Remove overlap first. Keep one place for tasks, one place for alerts, one release path, and one home for docs and runbooks. When teams switch between several trackers, dashboards, and chat threads, small issues turn into slow handoffs.

What should I automate before removing a role?

Automate repeat work that people do every week. Good first targets include local setup, staging setup, backups, restore checks, rollback commands, smoke tests for signup and billing, and release gates that stop broken builds or failed migrations. These jobs save time and lower risk at the same time.

How long should I test a smaller-team plan?

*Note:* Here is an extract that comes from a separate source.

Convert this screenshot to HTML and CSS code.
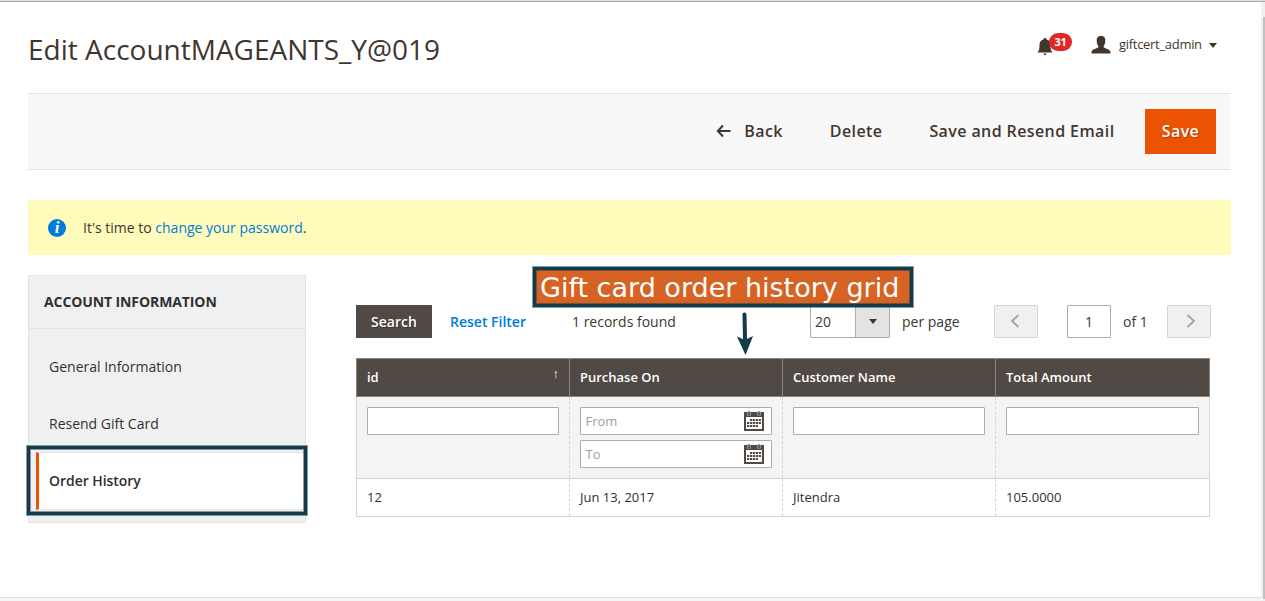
FILE: index.html
```html
<!DOCTYPE html>
<html lang="en">
<head>
<meta charset="utf-8">
<title>Edit Account</title>
<link rel="stylesheet" href="styles.css">
</head>
<body>
<svg class="sprite" aria-hidden="true">
  <symbol id="calendar" viewBox="0 0 22 21">
    <path fill="#514943" fill-rule="evenodd" d="M1 1h20v19H1zM3 6v12h16V6z"/>
    <path fill="none" stroke="#fff" stroke-width="3.400" d="M6 0v4.500M16 0v4.500"/>
    <path fill="none" stroke="#514943" stroke-width="1.300" stroke-linecap="round" d="M5.200 .8v3h1.600v-3M15.200 .8v3h1.600v-3"/>
    <path fill="none" stroke="#514943" stroke-width="2" stroke-dasharray="2.300 .7" d="M7 9h11M4 12h14M4 15h11"/>
  </symbol>
</svg>
<div class="page">
  <header class="header">
    <h1 class="title">Edit AccountMAGEANTS_Y@019</h1>
    <div class="user">
      <div class="bell">
        <svg width="16" height="18" viewBox="0 0 16 18"><path fill="#41362f" d="M8 0c1 0 1.500.6 1.500 1.400C12.500 2.200 13.500 4 13.500 7c0 4 .5 6 2 7.500H.5C2 13 2.500 11 2.500 7c0-3 1-4.800 4-5.600C6.500.6 7 0 8 0zM6.200 15.500h3.600L8 17.500z"/></svg>
        <span class="badge">31</span>
      </div>
      <svg class="person" width="20" height="18" viewBox="0 0 20 18"><path fill="#41362f" d="M10 0c3.200 0 4.300 1.800 4.300 4.200 0 3.400-.8 4.600-1.600 5.800v1.200c.4 1 6.800 1.600 6.800 5.400v.9H.5v-.9c0-3.800 6.400-4.400 6.800-5.400V10c-.8-1.200-1.600-2.400-1.600-5.800C5.700 1.800 6.800 0 10 0z"/></svg>
      <span class="username">giftcert_admin</span>
      <i class="caret"></i>
    </div>
  </header>

  <div class="actions">
    <a class="action back"><svg width="15" height="14" viewBox="0 0 15 14"><path fill="none" stroke="#41362f" stroke-width="2" d="M2 7h12.500M7 1.500 1.800 7 7 12.500"/></svg>Back</a>
    <a class="action">Delete</a>
    <a class="action resend">Save and Resend Email</a>
    <button class="save">Save</button>
  </div>

  <div class="notice">
    <span class="info">i</span>
    <p>It's time to <a>change your password</a>.</p>
  </div>

  <main class="main">
    <nav class="tabs">
      <h2>ACCOUNT INFORMATION</h2>
      <ul>
        <li>General Information</li>
        <li>Resend Gift Card</li>
        <li class="active">Order History</li>
      </ul>
      <div class="frame"></div>
    </nav>

    <section class="grid">
      <div class="controls">
        <button class="search">Search</button>
        <a class="reset">Reset Filter</a>
        <span class="count">1 records found</span>
        <div class="select"><span>20</span><b><i class="caret"></i></b></div>
        <span class="per">per page</span>
        <button class="pager"><svg width="10" height="14" viewBox="0 0 10 14"><path d="M8.500 1 2 7l6.500 6"/></svg></button>
        <span class="current">1</span>
        <span class="of">of 1</span>
        <button class="pager next"><svg width="10" height="14" viewBox="0 0 10 14"><path d="M1.500 1 8 7l-6.500 6"/></svg></button>
      </div>
      <div class="row head">
        <div>id<span class="sort">↑</span></div><div>Purchase On</div><div>Customer Name</div><div>Total Amount</div>
      </div>
      <div class="row filters">
        <div><span class="field"></span></div>
        <div>
          <span class="field">From<svg width="22" height="21"><use href="#calendar"/></svg></span>
          <span class="field">To<svg width="22" height="21"><use href="#calendar"/></svg></span>
        </div>
        <div><span class="field"></span></div>
        <div><span class="field"></span></div>
      </div>
      <div class="row data">
        <div>12</div><div>Jun 13, 2017</div><div>Jitendra</div><div>105.0000</div>
      </div>
    </section>
  </main>
  <div class="callout"><span>Gift card order history grid</span></div>
  <svg class="arrow" width="18" height="46" viewBox="0 0 18 46"><path fill="none" stroke="#123c4b" stroke-width="4" stroke-linecap="round" d="M7.500 5.500 8 30"/><path fill="#123c4b" d="M0 27.500 8 31l8-4L8.500 46z"/></svg>
  <div class="track"><div class="thumb"></div></div>
</div>
</body>
</html>
```

FILE: styles.css
```css
* { box-sizing: border-box; }
body { margin: 0; background: #fff; font-family: "Open Sans", "Noto Sans", sans-serif; font-size: 14px; line-height: 20px; color: #41362f; }
h1, h2, p, ul { margin: 0; padding: 0; }
button { border: 0; padding: 0; font: inherit; }
.sprite { display: none; }
.page { position: relative; height: 601px; padding: 0 34px 0 28px; overflow: hidden; border-top: 1px solid #ddd; box-shadow: inset 0 1px #a9a9a9, inset 0 -3px #f5f5f5, inset 0 -4px #ddd; }
.header { display: flex; justify-content: space-between; height: 92px; padding-top: 29px; }
.title { font-size: 28px; line-height: 38px; font-weight: 400; }
.user { display: flex; align-items: flex-start; padding: 1px 14px 0 0; }
.bell { position: relative; width: 35px; height: 25px; padding-top: 7px; margin-right: 18px; }
.bell svg { display: block; margin-left: -1px; }
.badge { position: absolute; left: 11px; top: 2px; width: 23px; height: 18px; border-radius: 9px; background: #e22626; color: #fff; font-size: 11px; line-height: 18px; font-weight: 700; letter-spacing: -.4px; text-align: center; }
.person { margin-top: 5px; }
.username { width: 83px; font-size: 13px; letter-spacing: -.3px; margin: 3px 7px 0 8px; }
.caret { display: inline-block; border: 4px solid transparent; border-top: 5px solid #41362f; border-bottom: 0; }
.user .caret { margin-top: 12px; }
.actions { display: flex; align-items: center; justify-content: flex-end; height: 77px; padding-right: 15px; background: #f8f8f8; border: solid #e3e3e3; border-width: 1px 0; }
.action { padding-bottom: 2px; font-size: 16px; font-weight: 600; letter-spacing: .4px; margin-right: 47px; }
.action.resend { margin-right: 30.500px; }
.back svg { margin-right: 13px; vertical-align: -1px; }
.save { width: 71px; height: 45px; padding-bottom: 2px; background: #eb5202; color: #fff; font-size: 16px; font-weight: 600; letter-spacing: .4px; text-shadow: 1px 1px 0 rgba(0,0,0,.25); }
.notice { display: flex; align-items: center; height: 55px; margin-top: 30px; padding-left: 20px; background: #fffbbb; }
.notice a { color: #007bdb; }
.info { width: 18px; height: 18px; margin-right: 17px; border-radius: 50%; background: #007bdb; color: #fff; font: italic bold 17px/17px "Liberation Serif", serif; text-align: center; }
.main { display: flex; align-items: flex-start; padding-top: 20px; }
.tabs { position: relative; width: 278px; height: 248px; border: 1px solid #e3e3e3; background: #f0f0f0; color: #303030; }
.tabs h2 { height: 53px; padding-left: 15px; border-bottom: 1px solid #e3e3e3; font-size: 14px; line-height: 52px; font-weight: 700; letter-spacing: -.1px; }
.tabs ul { list-style: none; padding: 9px 0 0 7px; }
.tabs li { height: 57px; padding-left: 13px; line-height: 58px; }
.tabs .active { height: 58px; padding-left: 10px; border: solid #e3e3e3; border-width: 1px 0; border-left: 3px solid #eb5202; line-height: 56px; font-weight: 600; letter-spacing: -.05px; background: #fff; }
.frame { position: absolute; left: -2px; top: 170px; width: 280px; height: 69px; border: 3px solid #123c4b; box-shadow: 0 0 0 1px rgba(18,60,75,.5), inset 0 0 0 1px rgba(18,60,75,.5); }
.grid { width: 854px; margin-left: 50px; padding-top: 30px; }
.controls { display: flex; width: 855px; height: 33px; margin-bottom: 20px; line-height: 33px; }
.search { width: 76px; background: #514943; color: #fff; font-weight: 600; text-shadow: 1px 1px 0 rgba(0,0,0,.3); }
.reset { width: 122px; margin-left: 18px; font-weight: 600; color: #007bdb; }
.count { flex: 1; }
.select { display: flex; width: 80px; border: 1px solid #adadad; border-radius: 1px; line-height: 31px; }
.select span { width: 45px; padding-left: 4px; border-right: 1px solid #adadad; }
.select b { display: flex; flex: 1; align-items: center; justify-content: center; background: #e3e3e3; }
.per { width: 104px; padding-left: 12px; }
.pager { display: flex; align-items: center; justify-content: center; width: 44px; border: 1px solid #d6d6d6; border-radius: 1px; background: #f0f0f0; }
.pager path { fill: none; stroke: #a6a3a0; stroke-width: 1.8; }
.pager svg { margin: -2px 2px 0 0; }
.pager.next svg { margin: -2px 0 0 3px; }
.current { width: 44px; margin-left: 29px; border: 1px solid #adadad; border-radius: 1px; line-height: 31px; text-align: center; }
.of { width: 56px; padding-left: 12px; }
.row { display: grid; grid-template-columns: 213px 213px 213px 213px; font-size: 13px; }
.head { height: 39px; background: #514943; border: 1px solid #8a837f; color: #fff; font-weight: 600; line-height: 37px; }
.head > div { display: flex; justify-content: space-between; padding: 0 10px; border-right: 1px solid #8a837f; }
.head > div:last-child { border-right: 0; }
.sort { font-size: 13px; font-weight: 400; line-height: 29px; }
.filters, .data { border: solid #d6d6d6; border-width: 0 1px 1px; }
.filters { height: 82px; background: #f4f4f4; }
.filters > div, .data > div { border-right: 1px dashed #d6d6d6; padding: 0 10px; }
.filters > div { padding-top: 10px; }
.filters > div:last-child, .data > div:last-child { border-right: 0; }
.field { display: flex; justify-content: space-between; height: 28px; margin-bottom: 5px; padding: 0 6px 0 4.500px; border: 1px solid #adadad; border-radius: 1px; background: #fff; color: #9e9e9e; line-height: 26px; }
.field svg { margin-top: 3px; }
.data { height: 38px; line-height: 37px; color: #303030; }
.callout { position: absolute; left: 533px; top: 266px; width: 380px; height: 40px; padding-left: 4px; border: 3px solid #123c4b; box-shadow: 0 0 0 1px rgba(18,60,75,.5), inset 0 0 0 1px rgba(18,60,75,.5); background: #d66323; color: #fff; font: 27px/36px "DejaVu Sans", sans-serif; white-space: nowrap; }
.arrow { position: absolute; left: 737px; top: 308px; }
.track { position: absolute; top: 1px; right: 0; bottom: 0; width: 4px; padding: 15px 0 2px 2px; background: #f0f0f0; }
.thumb { height: 100%; background: #c1c1c1; }
```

Run the product like the smaller team already exists for about 30 days while everyone still stays in place. That trial gives you real data on support load, release pace, incident response, and on-call strain before you make a harder change.

What metrics tell me the team is getting overloaded?

Watch lead time, bug backlog, bug severity, first reply time in support, incident response time, rollback rate, and after-hours load on the team. If reviews slow down, tickets sit longer, or one engineer handles every alert and deploy, the plan needs more scope cuts or more automation.

What mistakes usually cause outages after layoffs?

Companies get into trouble when they cut the billing owner, keep the old roadmap, add new tools, and skip rollback practice at the same time. Keep the stack boring during the transition, document billing and payment flows, and make sure at least two people can deploy and roll back safely.

Can a smaller engineering team still keep the product stable?

Yes, but only if the team carries less work and cleaner systems. A smaller group can keep strong uptime when ownership is clear, handoffs stay simple, and automation handles the routine chores that used to eat hours every week.

When does it make sense to get outside help before shrinking the team?

Bring in outside help when your team cannot agree on what to cut, when too much knowledge sits with one person, or when you need a neutral review before changing roles. A practical advisor can audit scope, tooling, automation, infrastructure, and ownership so you make the cut with fewer guesses.